As President, I will pursue a far-reaching, strategic energy plan to reduce our consumption of fossil fuels, including our dependence on foreign oil; cut greenhouse gas emissions; and maintain economic growth. I will:
- Promote the use of fuel-efficient cars, SUVs and minivans by --
- Strengthen automotive fuel efficiency standards, in consultation with scientists, environmental groups, industry, and others;
- Accelerating the use of hybrid vehicles through targeted tax incentives; and
- Spurring research into hydrogen-powered fuel cells;
- Impose a cap on carbon emissions from power plants by putting the market to work as we did in controlling acid rain -- with tough but fair limits, coupled with an emissions trading program, so that businesses will get the incentives they need to invest in emission control;
- Aggressively promote the use of renewable energy like solar and wind, ensuring that we will be capable of producing 20 percent of our electricity from renewable energy sources by the year 2020;
- Harness the power of bioenergy, turning farm products into energy and fuel and helping American farmers profit from the fight against global warming;
- Use standards, incentives, and other measures to significantly increase the energy efficiency of our power plants, our business equipment, and our home appliances;
- Invest in the capture and sequestration of carbon;
- Upgrade our outdated electric grid so that power can be distributed efficiently and reliably;
- Help communities plan for smart growth rather than suburban sprawl; and
- Lead the United States to re-engage in international global warming negotiations, recognizing that American leadership is essential and that all nations must do their part in meeting this challenge.

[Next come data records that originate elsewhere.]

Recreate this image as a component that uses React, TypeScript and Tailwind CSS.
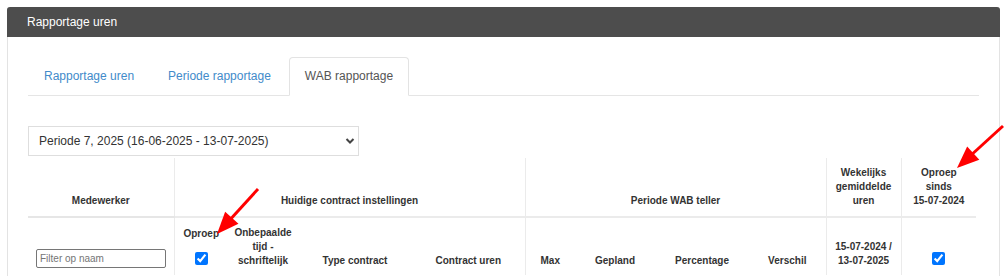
import { ChangeEvent } from 'react'

const thTop = 'align-bottom px-2 py-2 text-center font-bold text-[10px] leading-[14px] text-[#333] border-b-2 border-[#e6e6e6]'
const thSub = 'align-bottom px-2 pt-2 pb-[7px] text-center font-bold text-[10px] leading-[14px] text-[#333]'
const sep = 'border-l border-[#ebebeb]'

const Arrow = ({ from, to }: { from: [number, number]; to: [number, number] }) => {
  const dx = to[0] - from[0]
  const dy = to[1] - from[1]
  const len = Math.hypot(dx, dy)
  const ux = dx / len
  const uy = dy / len
  const bx = to[0] - ux * 22
  const by = to[1] - uy * 22
  const px = -uy * 9
  const py = ux * 9
  return (
    <g>
      <line x1={from[0]} y1={from[1]} x2={bx + ux * 2} y2={by + uy * 2} stroke="#ff0000" strokeWidth={3} />
      <polygon points={`${to[0]},${to[1]} ${bx + px},${by + py} ${bx - px},${by - py}`} fill="#ff0000" />
    </g>
  )
}

const App = () => {
  const noop = (_e: ChangeEvent<HTMLInputElement>) => {}

  return (
    <div className="relative p-[7px] bg-white font-['Liberation_Sans',Arial,sans-serif] text-[#333]">
      <section className="border-x border-b border-[#e3e3e3] rounded-t-[3px]">
        <header className="h-[30px] -mx-px bg-[#4d4d4d] rounded-t-[3px] px-5 flex items-center text-[12px] text-white">
          Rapportage uren
        </header>

        <div className="px-5 pt-5 pb-10">
          <ul className="flex border-b border-[#e5e5e5] text-[12px]">
            <li className="-mb-px mr-[2px]">
              <a className="block border border-transparent px-[15px] py-[10px] leading-[17px] text-[#428bca]">Rapportage uren</a>
            </li>
            <li className="-mb-px mr-[2px]">
              <a className="block border border-transparent px-[15px] py-[10px] leading-[17px] text-[#428bca]">Periode rapportage</a>
            </li>
            <li className="-mb-px mr-[2px]">
              <a className="block rounded-t border border-[#e3e3e3] border-b-white bg-white px-[15px] py-[10px] leading-[17px] text-[#555]">WAB rapportage</a>
            </li>
          </ul>

          <div className="relative mt-[30px] w-[331px]">
            <select className="appearance-none w-full h-[30px] border border-[#dedede] bg-white pl-[10px] text-[12px] text-[#333] outline-none">
              <option>Periode 7, 2025 (16-06-2025 - 13-07-2025)</option>
            </select>
            <svg className="absolute right-[4px] top-[11px] pointer-events-none" width="10" height="8" viewBox="0 0 10 8">
              <path d="M1.5 2 L5 5.5 L8.5 2" fill="none" stroke="#444" strokeWidth="2" />
            </svg>
          </div>

          <table className="mt-[2px] w-[948px] table-fixed border-collapse">
            <colgroup>
              <col className="w-[146px]" />
              <col className="w-[54px]" />
              <col className="w-[70px]" />
              <col className="w-[114px]" />
              <col className="w-[113px]" />
              <col className="w-[50px]" />
              <col className="w-[80px]" />
              <col className="w-[94px]" />
              <col className="w-[77px]" />
              <col className="w-[75px]" />
              <col className="w-[75px]" />
            </colgroup>
            <thead>
              <tr>
                <th className={thTop}>Medewerker</th>
                <th colSpan={4} className={`${thTop} ${sep}`}>Huidige contract instellingen</th>
                <th colSpan={4} className={`${thTop} ${sep}`}>Periode WAB teller</th>
                <th className={`${thTop} ${sep}`}>Wekelijks<br />gemiddelde<br />uren</th>
                <th className={`${thTop} ${sep}`}>Oproep<br />sinds<br />15-07-2024</th>
              </tr>
              <tr>
                <th className={`${thSub} text-left`}>
                  <input
                    type="text"
                    placeholder="Filter op naam"
                    className="block w-full h-[19px] rounded-[2px] border border-[#767676] px-[3px] text-[10px] font-normal placeholder:text-[#757575] outline-none"
                  />
                </th>
                <th className={`${thSub} ${sep} px-1`}>
                  <div>Oproep</div>
                  <div className="mt-[11px] mb-[3px] flex justify-center">
                    <input type="checkbox" checked onChange={noop} className="m-0 w-[13px] h-[13px] accent-[#0075ff]" />
                  </div>
                </th>
                <th className={`${thSub} px-[6px]`}>Onbepaalde<br />tijd -<br />schriftelijk</th>
                <th className={thSub}>Type contract</th>
                <th className={thSub}>Contract uren</th>
                <th className={`${thSub} ${sep}`}>Max</th>
                <th className={thSub}>Gepland</th>
                <th className={thSub}>Percentage</th>
                <th className={thSub}>Verschil</th>
                <th className={`${thSub} ${sep}`}>15-07-2024 /<br />13-07-2025</th>
                <th className={`${thSub} ${sep}`}>
                  <div className="mb-[3px] flex justify-center">
                    <input type="checkbox" checked onChange={noop} className="m-0 w-[13px] h-[13px] accent-[#0075ff]" />
                  </div>
                </th>
              </tr>
            </thead>
          </table>
        </div>
      </section>

      <svg className="absolute left-0 top-0 pointer-events-none" width="1007" height="276" viewBox="0 0 1007 276">
        <Arrow from={[258, 189]} to={[217, 234]} />
        <Arrow from={[1003, 126]} to={[957, 168]} />
      </svg>
    </div>
  )
}

export default App
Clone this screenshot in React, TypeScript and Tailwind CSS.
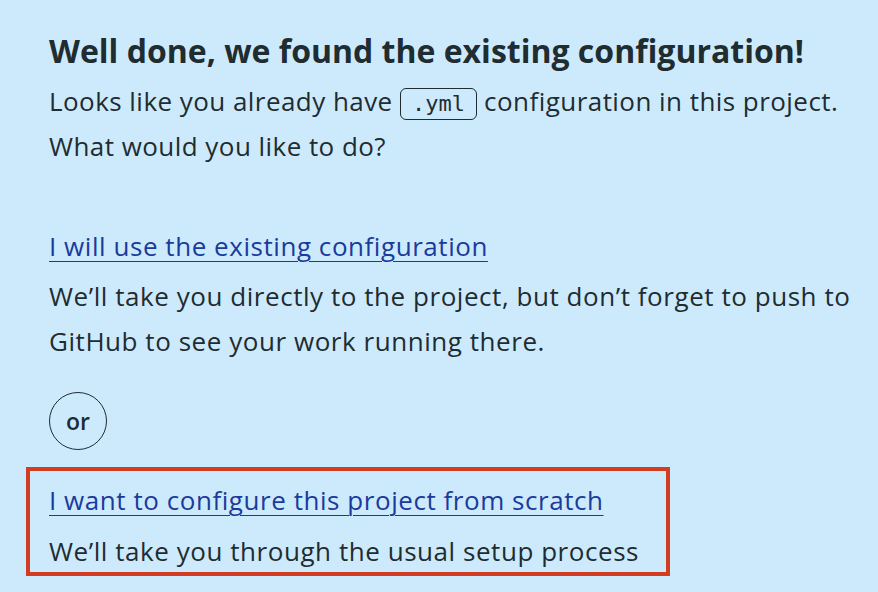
export default function App() {
  return (
    <div
      className="min-h-screen w-full bg-[#cdeafd] pl-[49px] pt-[31px] text-[#1f2c30]"
      style={{ fontFamily: "'Open Sans', sans-serif" }}
    >
      {/* Intro */}
      <h2 className="text-[32px] font-bold leading-[40px] tracking-[0px]">
        Well done, we found the existing configuration!
      </h2>
      <p className="mt-[8px] text-[26px] leading-[45px] tracking-[0.45px]">
        Looks like you already have{" "}
        <code
          className="inline-block rounded-[6px] border border-[#1f2c30] px-[11px] text-[22px] leading-[30px] tracking-normal"
          style={{ fontFamily: "'DejaVu Sans Mono', monospace" }}
        >
          .yml
        </code>{" "}
        configuration in this project.
        <br />
        What would you like to do?
      </p>

      {/* Option 1 */}
      <div className="mt-[55px] tracking-[0.55px]">
        <a href="#" className="text-[26px] leading-[45px] text-[#1a3b9c] underline underline-offset-[5px] decoration-1">
          I will use the existing configuration
        </a>
        <p className="mt-[5px] text-[26px] leading-[45px]">
          We’ll take you directly to the project, but don’t forget to push to
          <br />
          GitHub to see your work running there.
        </p>
      </div>

      {/* Divider */}
      <div className="mt-[28px] flex h-[58px] w-[58px] items-center justify-center rounded-full border border-[#1f2c30] text-[23px] font-semibold">
        or
      </div>

      {/* Option 2 */}
      <div className="-ml-[23px] mt-[17px] h-[109px] w-[644px] border-[4px] border-[#d23c20] pl-[19px] pt-[7px] tracking-[0.55px]">
        <a href="#" className="text-[26px] leading-[45px] text-[#1a3b9c] underline underline-offset-[5px] decoration-1">
          I want to configure this project from scratch
        </a>
        <p className="mt-[6px] text-[26px] leading-[45px]">We’ll take you through the usual setup process</p>
      </div>
    </div>
  );
}
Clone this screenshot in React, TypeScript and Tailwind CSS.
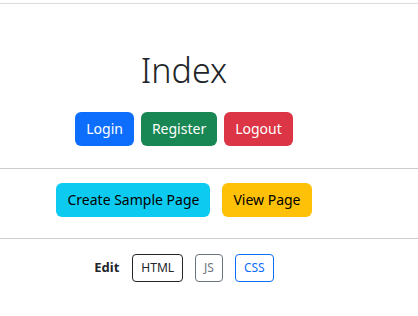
import React from "react";

const font = { fontFamily: '"Noto Sans", "Open Sans", sans-serif' };

function Btn({ label, className }: { label: string; className: string }) {
  return (
    <button
      className={`h-[34px] px-[11px] rounded-[6px] text-[14px] leading-none ${className}`}
    >
      {label}
    </button>
  );
}

function SmallBtn({ label, className }: { label: string; className: string }) {
  return (
    <button
      className={`h-[28px] px-[8px] rounded-[4px] border text-[12px] leading-none bg-white ${className}`}
    >
      {label}
    </button>
  );
}

export default function App() {
  return (
    <div className="w-[418px] h-[316px] bg-white text-[#212529] overflow-hidden" style={font}>
      <div className="pt-[3px]">
        <div className="h-px bg-[#dcdcdc]" />
      </div>

      {/* header */}
      <div className="pr-[50px] flex flex-col items-center">
        <h1 className="mt-[46px] text-[34px] leading-[41px] font-light">Index</h1>
        <div className="mt-[21px] flex gap-[7px]">
          <Btn label="Login" className="bg-[#0d6efd] text-white" />
          <Btn label="Register" className="bg-[#198754] text-white" />
          <Btn label="Logout" className="bg-[#dc3545] text-white" />
        </div>
      </div>

      <div className="mt-[22px] h-px bg-[#cccccc]" />

      <div className="pr-[50px] py-[14px] flex justify-center gap-[12px]">
        <Btn label="Create Sample Page" className="bg-[#0dcaf0] text-black" />
        <Btn label="View Page" className="bg-[#ffc107] text-black" />
      </div>

      <div className="mt-[7px] h-px bg-[#cccccc]" />

      <div className="pr-[50px] mt-[15px] flex justify-center items-center gap-[12px]">
        <span className="text-[13px] font-bold mr-px">Edit</span>
        <SmallBtn label="HTML" className="border-[#212529] text-[#212529]" />
        <SmallBtn label="JS" className="border-[#6c757d] text-[#6c757d]" />
        <SmallBtn label="CSS" className="border-[#0d6efd] text-[#0d6efd]" />
      </div>
    </div>
  );
}
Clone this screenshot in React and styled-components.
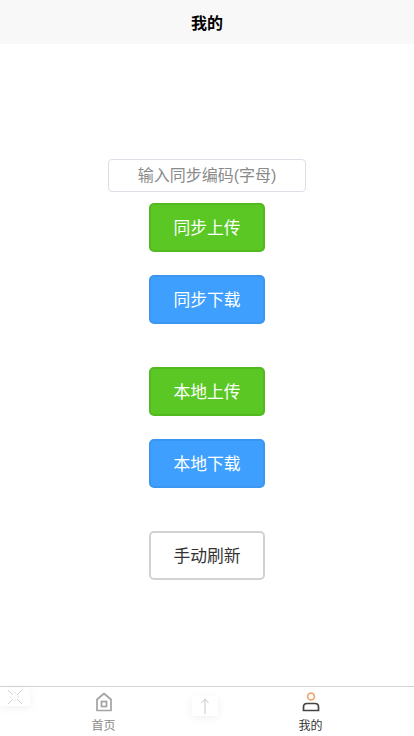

From the soot and smog that threatens our health to the global warming that threatens our future, our well-being depends upon our ability to meet the extraordinary environmental challenges of the 21st century.
We can meet these challenges - and we can do so while growing a robust, prosperous economy. We can do this on the strength of American technology , American innovation, and American drive. All we need is leadership.